YOUR INSTRUCTIONS »
Restate the listing below word for word, omitting any images.

DATASET EXCERPT »
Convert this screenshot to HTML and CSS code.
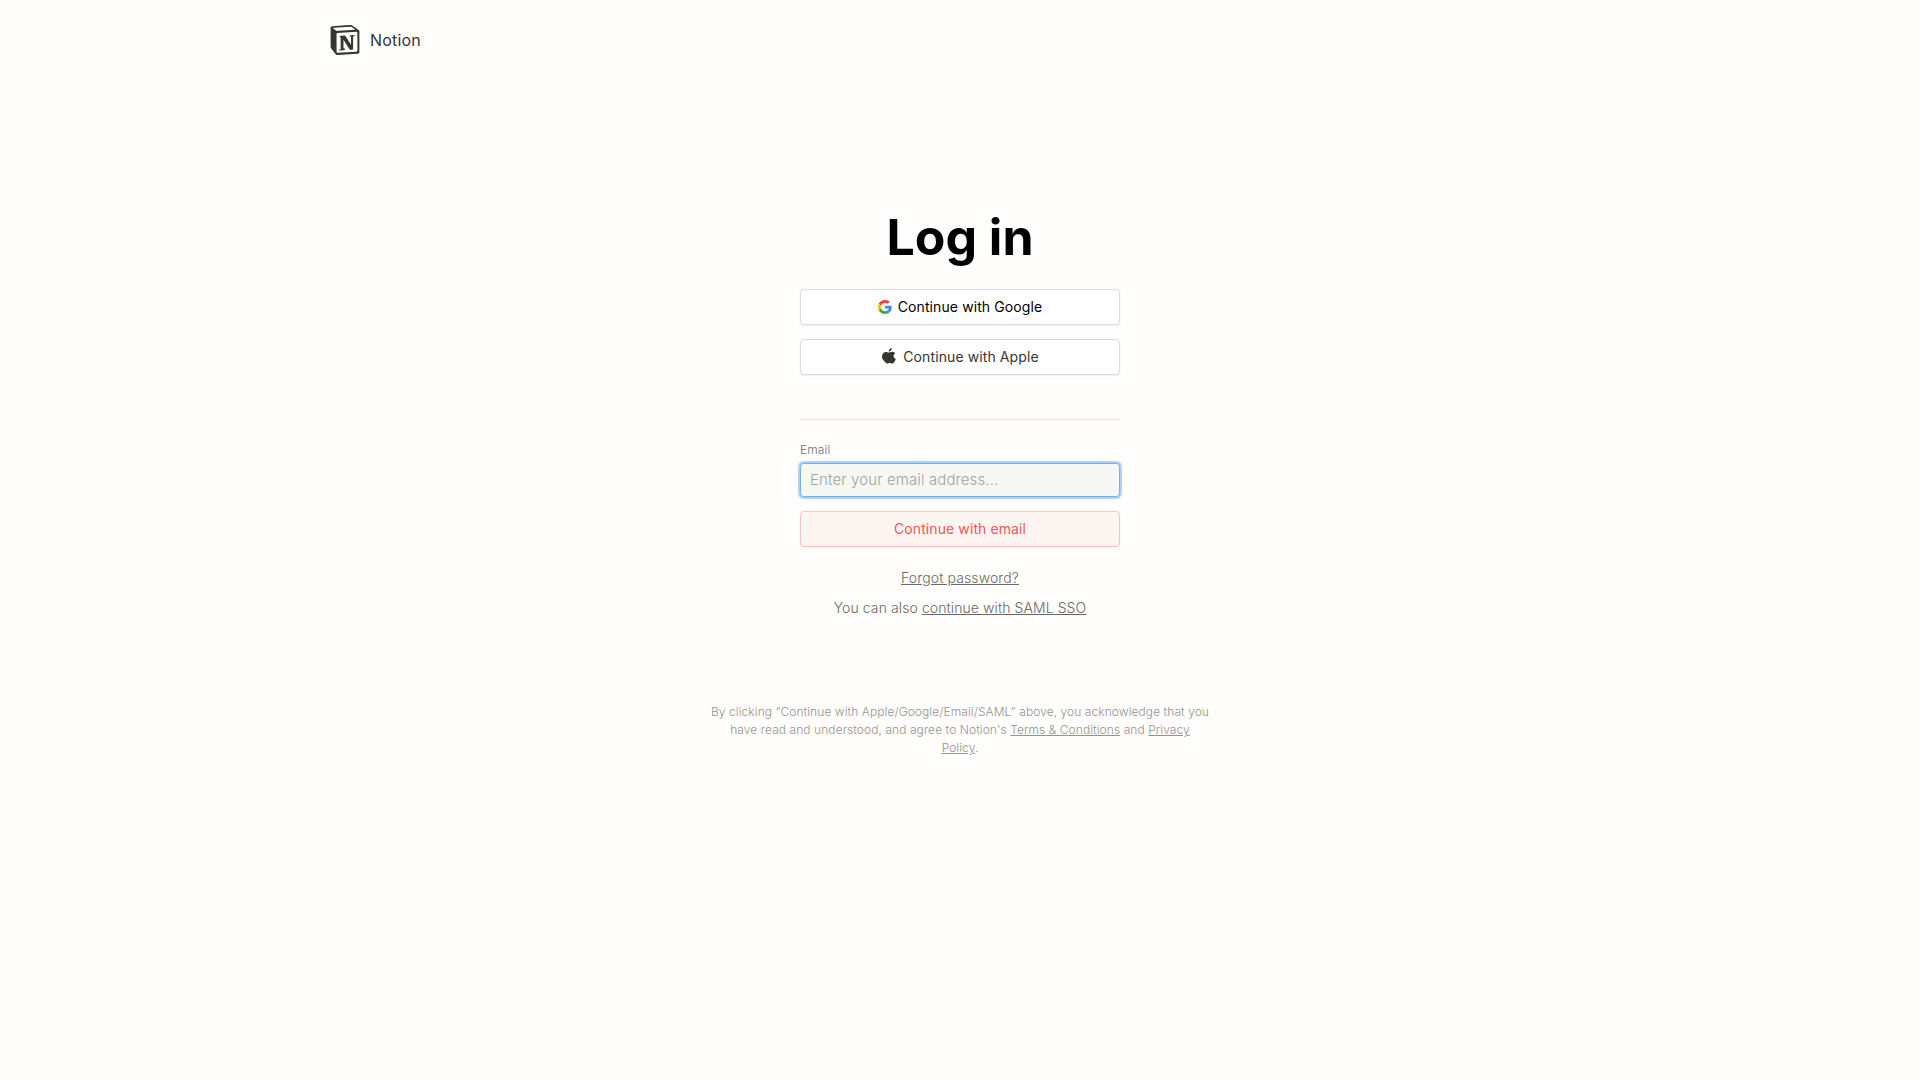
FILE: index.html
```html
<!DOCTYPE html>
<html lang="en">
<head>
<meta charset="utf-8">
<title>Log in | Notion</title>
<link rel="stylesheet" href="styles.css">
</head>
<body>
<header class="topbar">
  <a class="brand">
    <svg class="brand-logo" viewBox="0 0 24 24" aria-hidden="true"><path fill="#fff" d="M1.5 1.5 17 .8l5.8 4.2v17L5.5 23 1.200 18z"/><path fill="#37352f" d="M4.459 4.208c.746.606 1.026.56 2.428.466l13.215-.793c.28 0 .047-.28-.046-.326L17.86 1.968c-.42-.326-.981-.7-2.055-.607L3.01 2.295c-.466.046-.56.28-.374.466zm.793 3.08v13.904c0 .747.373 1.027 1.214.98l14.523-.84c.841-.046.935-.56.935-1.167V6.354c0-.606-.233-.933-.748-.887l-15.177.887c-.56.047-.747.327-.747.933zm14.337.745c.093.42 0 .84-.42.888l-.7.14v10.264c-.608.327-1.168.514-1.635.514-.748 0-.935-.234-1.495-.933l-4.577-7.186v6.952L12.21 19s0 1.168-1.635 1.168l-3.222.186c-.093-.186 0-.653.327-.746l.84-.233V9.854L7.822 9.76c-.094-.42.14-1.026.793-1.073l3.456-.233 4.764 7.279v-6.44l-1.215-.139c-.093-.514.28-.887.747-.933zM1.936 1.035l13.31-.98c1.634-.14 2.055-.047 3.082.7l4.249 2.986c.7.513.934.653.934 1.213v16.378c0 1.026-.373 1.634-1.68 1.726l-15.458.934c-.98.047-1.448-.093-1.962-.747l-3.129-4.06c-.56-.747-.793-1.306-.793-1.96V2.667c0-.839.374-1.54 1.447-1.632z"/></svg>
    <span>Notion</span>
  </a>
</header>
<main class="login">
  <h1 class="title">Log in</h1>
  <form class="form">
    <button type="button" class="btn btn-google">
      <svg class="google-icon" viewBox="0 0 48 48" aria-hidden="true">
        <path fill="#ea4335" d="M24 9.500c3.540 0 6.710 1.220 9.210 3.600l6.850-6.850C35.900 2.380 30.470 0 24 0 14.620 0 6.510 5.380 2.560 13.220l7.980 6.190C12.430 13.720 17.740 9.500 24 9.500z"/>
        <path fill="#4285f4" d="M46.980 24.550c0-1.570-.15-3.090-.38-4.550H24v9.020h12.940c-.58 2.960-2.260 5.480-4.780 7.180l7.730 6c4.510-4.180 7.090-10.360 7.090-17.650z"/>
        <path fill="#fbbc05" d="M10.530 28.590c-.48-1.450-.76-2.990-.76-4.590s.27-3.140.76-4.590l-7.980-6.190C.92 16.460 0 20.120 0 24s.92 7.540 2.560 10.780l7.970-6.190z"/>
        <path fill="#34a853" d="M24 48c6.480 0 11.930-2.130 15.890-5.810l-7.730-6c-2.150 1.450-4.920 2.300-8.160 2.300-6.260 0-11.570-4.220-13.470-9.910l-7.980 6.190C6.510 42.620 14.620 48 24 48z"/>
      </svg>
      <span class="btn-text">Continue with Google</span>
    </button>
    <button type="button" class="btn btn-apple">
      <svg class="apple-icon" viewBox="0 0 14 16" aria-hidden="true"><path fill="#37352f" d="M9.800 0c.1 1-.3 1.900-.9 2.600-.6.7-1.400 1.100-2.200 1-.1-.9.300-1.800.9-2.400C8.200.5 9.100.1 9.800 0zm3.400 5.400c-1 .6-1.600 1.500-1.600 2.600 0 1.400.9 2.500 2.200 3-.3 1-.8 2-1.500 2.900-.6.8-1.200 1.600-2.200 1.600-.9 0-1.300-.6-2.400-.6s-1.500.6-2.500.6c-1 0-1.700-.9-2.300-1.700C.9 12.200 0 10.400 0 8.500c0-3 1.900-4.600 3.900-4.600 1.100 0 2 .7 2.700.7.700 0 1.900-.8 3.200-.8 1.200 0 2.500.3 3.400 1.600z"/></svg>
      <span class="btn-text">Continue with Apple</span>
    </button>
    <hr class="divider">
    <label class="label" for="email">Email</label>
    <input class="input" id="email" type="email" placeholder="Enter your email address...">
    <button type="button" class="btn btn-email"><span class="btn-text">Continue with email</span></button>
  </form>
  <p class="hint"><a class="link">Forgot password?</a></p>
  <p class="hint hint-sso">You can also <a class="link">continue with SAML SSO</a></p>
  <p class="legal">By clicking “Continue with Apple/Google/Email/SAML” above, you acknowledge that you<br>have read and understood, and agree to Notion's <a class="link">Terms &amp; Conditions</a> and <a class="link">Privacy<br>Policy</a>.</p>
</main>
</body>
</html>
```
FILE: styles.css
```css
* { box-sizing: border-box; }
body {
  margin: 0;
  min-height: 100vh;
  background: #fffefc;
  color: #37352f;
  font-family: Inter, "Liberation Sans", sans-serif;
}
.topbar { height: 80px; padding: 0 330px; display: flex; align-items: center; }
.brand { display: flex; align-items: center; gap: 10px; font-size: 16px; letter-spacing: 0.18px; }
.brand-logo { width: 30px; height: 30px; }
.login { display: flex; flex-direction: column; align-items: center; padding-top: 127px; }
.title { margin: 0 0 22px; font-size: 50px; line-height: 60px; font-weight: 700; color: #000; }
.form { display: flex; flex-direction: column; width: 320px; }
.btn {
  display: flex;
  align-items: center;
  justify-content: center;
  height: 36px;
  margin: 0 0 14px;
  padding: 0 12px;
  border: 1px solid #dadada;
  border-radius: 4px;
  background: #fff;
  box-shadow: 0 1px 2px rgba(15, 15, 15, 0.06);
  font: 400 14px/17px Inter, sans-serif;
  letter-spacing: 0.1px;
  color: #37352f;
}
.btn-text { margin-top: -2px; }
.btn-google { gap: 6px; color: #000; }
.google-icon { width: 14px; height: 14px; }
.btn-apple { gap: 7px; }
.apple-icon { width: 14px; height: 16px; margin: -2px 0 0 1px; }
.btn-email { margin: 14px 0 0; color: #eb5757; background: #fdf5f2; border-color: #f7c4c0; }
.divider { width: 100%; height: 1px; margin: 30px 0 22px; border: 0; background: #dededd; }
.label { margin-bottom: 5px; font-size: 12px; font-weight: 300; line-height: 16px; letter-spacing: 0.12px; color: #73716c; }
.input {
  height: 34px;
  padding: 0 10px 2px;
  border: 0;
  border-radius: 4px;
  outline: 0;
  background: #f7f7f3;
  box-shadow: inset 0 0 0 1px #76aeea, 0 0 0 2px #b0d2f7;
  font: 300 15px/26px Inter, sans-serif;
  letter-spacing: 0.11px;
}
.input::placeholder { color: #a3a39f; opacity: 1; }
.hint { margin: 21px 0 0; font-size: 14px; font-weight: 300; line-height: 20px; letter-spacing: 0.12px; color: #6b6963; }
.hint-sso { margin-top: 10px; letter-spacing: 0.09px; }
.link { text-decoration: underline; }
.legal {
  width: 520px;
  margin: 85px 0 0;
  font-size: 12px;
  font-weight: 300;
  line-height: 18px;
  letter-spacing: 0.07px;
  text-align: center;
  color: #94938e;
}
```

ANSWER TO THE EXERCISE »
Convert this screenshot to HTML and CSS code.
FILE: index.html
```html
<!DOCTYPE html>
<html lang="en">
<head>
<meta charset="utf-8">
<title>Log in | Notion</title>
<link rel="stylesheet" href="styles.css">
</head>
<body>
<header class="topbar">
  <a class="brand">
    <svg class="brand-logo" viewBox="0 0 24 24" aria-hidden="true"><path fill="#fff" d="M1.5 1.5 17 .8l5.8 4.2v17L5.5 23 1.200 18z"/><path fill="#37352f" d="M4.459 4.208c.746.606 1.026.56 2.428.466l13.215-.793c.28 0 .047-.28-.046-.326L17.86 1.968c-.42-.326-.981-.7-2.055-.607L3.01 2.295c-.466.046-.56.28-.374.466zm.793 3.08v13.904c0 .747.373 1.027 1.214.98l14.523-.84c.841-.046.935-.56.935-1.167V6.354c0-.606-.233-.933-.748-.887l-15.177.887c-.56.047-.747.327-.747.933zm14.337.745c.093.42 0 .84-.42.888l-.7.14v10.264c-.608.327-1.168.514-1.635.514-.748 0-.935-.234-1.495-.933l-4.577-7.186v6.952L12.21 19s0 1.168-1.635 1.168l-3.222.186c-.093-.186 0-.653.327-.746l.84-.233V9.854L7.822 9.76c-.094-.42.14-1.026.793-1.073l3.456-.233 4.764 7.279v-6.44l-1.215-.139c-.093-.514.28-.887.747-.933zM1.936 1.035l13.31-.98c1.634-.14 2.055-.047 3.082.7l4.249 2.986c.7.513.934.653.934 1.213v16.378c0 1.026-.373 1.634-1.68 1.726l-15.458.934c-.98.047-1.448-.093-1.962-.747l-3.129-4.06c-.56-.747-.793-1.306-.793-1.96V2.667c0-.839.374-1.54 1.447-1.632z"/></svg>
    <span>Notion</span>
  </a>
</header>
<main class="login">
  <h1 class="title">Log in</h1>
  <form class="form">
    <button type="button" class="btn btn-google">
      <svg class="google-icon" viewBox="0 0 48 48" aria-hidden="true">
        <path fill="#ea4335" d="M24 9.500c3.540 0 6.710 1.220 9.210 3.600l6.850-6.850C35.900 2.380 30.470 0 24 0 14.620 0 6.510 5.380 2.560 13.220l7.980 6.190C12.430 13.720 17.740 9.500 24 9.500z"/>
        <path fill="#4285f4" d="M46.980 24.550c0-1.570-.15-3.090-.38-4.550H24v9.020h12.940c-.58 2.960-2.260 5.480-4.780 7.180l7.730 6c4.510-4.180 7.090-10.360 7.090-17.650z"/>
        <path fill="#fbbc05" d="M10.530 28.590c-.48-1.450-.76-2.990-.76-4.590s.27-3.140.76-4.590l-7.980-6.190C.92 16.460 0 20.120 0 24s.92 7.540 2.560 10.780l7.970-6.190z"/>
        <path fill="#34a853" d="M24 48c6.480 0 11.930-2.130 15.890-5.810l-7.730-6c-2.150 1.450-4.920 2.300-8.160 2.300-6.260 0-11.570-4.220-13.470-9.910l-7.980 6.190C6.510 42.620 14.620 48 24 48z"/>
      </svg>
      <span class="btn-text">Continue with Google</span>
    </button>
    <button type="button" class="btn btn-apple">
      <svg class="apple-icon" viewBox="0 0 14 16" aria-hidden="true"><path fill="#37352f" d="M9.800 0c.1 1-.3 1.900-.9 2.600-.6.7-1.400 1.100-2.200 1-.1-.9.300-1.800.9-2.400C8.200.5 9.100.1 9.800 0zm3.400 5.400c-1 .6-1.600 1.500-1.600 2.600 0 1.400.9 2.500 2.200 3-.3 1-.8 2-1.500 2.900-.6.8-1.200 1.600-2.200 1.600-.9 0-1.300-.6-2.400-.6s-1.500.6-2.500.6c-1 0-1.700-.9-2.300-1.700C.9 12.200 0 10.400 0 8.500c0-3 1.900-4.600 3.900-4.600 1.100 0 2 .7 2.700.7.700 0 1.900-.8 3.200-.8 1.200 0 2.500.3 3.400 1.600z"/></svg>
      <span class="btn-text">Continue with Apple</span>
    </button>
    <hr class="divider">
    <label class="label" for="email">Email</label>
    <input class="input" id="email" type="email" placeholder="Enter your email address...">
    <button type="button" class="btn btn-email"><span class="btn-text">Continue with email</span></button>
  </form>
  <p class="hint"><a class="link">Forgot password?</a></p>
  <p class="hint hint-sso">You can also <a class="link">continue with SAML SSO</a></p>
  <p class="legal">By clicking “Continue with Apple/Google/Email/SAML” above, you acknowledge that you<br>have read and understood, and agree to Notion's <a class="link">Terms &amp; Conditions</a> and <a class="link">Privacy<br>Policy</a>.</p>
</main>
</body>
</html>
```
FILE: styles.css
```css
* { box-sizing: border-box; }
body {
  margin: 0;
  min-height: 100vh;
  background: #fffefc;
  color: #37352f;
  font-family: Inter, "Liberation Sans", sans-serif;
}
.topbar { height: 80px; padding: 0 330px; display: flex; align-items: center; }
.brand { display: flex; align-items: center; gap: 10px; font-size: 16px; letter-spacing: 0.18px; }
.brand-logo { width: 30px; height: 30px; }
.login { display: flex; flex-direction: column; align-items: center; padding-top: 127px; }
.title { margin: 0 0 22px; font-size: 50px; line-height: 60px; font-weight: 700; color: #000; }
.form { display: flex; flex-direction: column; width: 320px; }
.btn {
  display: flex;
  align-items: center;
  justify-content: center;
  height: 36px;
  margin: 0 0 14px;
  padding: 0 12px;
  border: 1px solid #dadada;
  border-radius: 4px;
  background: #fff;
  box-shadow: 0 1px 2px rgba(15, 15, 15, 0.06);
  font: 400 14px/17px Inter, sans-serif;
  letter-spacing: 0.1px;
  color: #37352f;
}
.btn-text { margin-top: -2px; }
.btn-google { gap: 6px; color: #000; }
.google-icon { width: 14px; height: 14px; }
.btn-apple { gap: 7px; }
.apple-icon { width: 14px; height: 16px; margin: -2px 0 0 1px; }
.btn-email { margin: 14px 0 0; color: #eb5757; background: #fdf5f2; border-color: #f7c4c0; }
.divider { width: 100%; height: 1px; margin: 30px 0 22px; border: 0; background: #dededd; }
.label { margin-bottom: 5px; font-size: 12px; font-weight: 300; line-height: 16px; letter-spacing: 0.12px; color: #73716c; }
.input {
  height: 34px;
  padding: 0 10px 2px;
  border: 0;
  border-radius: 4px;
  outline: 0;
  background: #f7f7f3;
  box-shadow: inset 0 0 0 1px #76aeea, 0 0 0 2px #b0d2f7;
  font: 300 15px/26px Inter, sans-serif;
  letter-spacing: 0.11px;
}
.input::placeholder { color: #a3a39f; opacity: 1; }
.hint { margin: 21px 0 0; font-size: 14px; font-weight: 300; line-height: 20px; letter-spacing: 0.12px; color: #6b6963; }
.hint-sso { margin-top: 10px; letter-spacing: 0.09px; }
.link { text-decoration: underline; }
.legal {
  width: 520px;
  margin: 85px 0 0;
  font-size: 12px;
  font-weight: 300;
  line-height: 18px;
  letter-spacing: 0.07px;
  text-align: center;
  color: #94938e;
}
```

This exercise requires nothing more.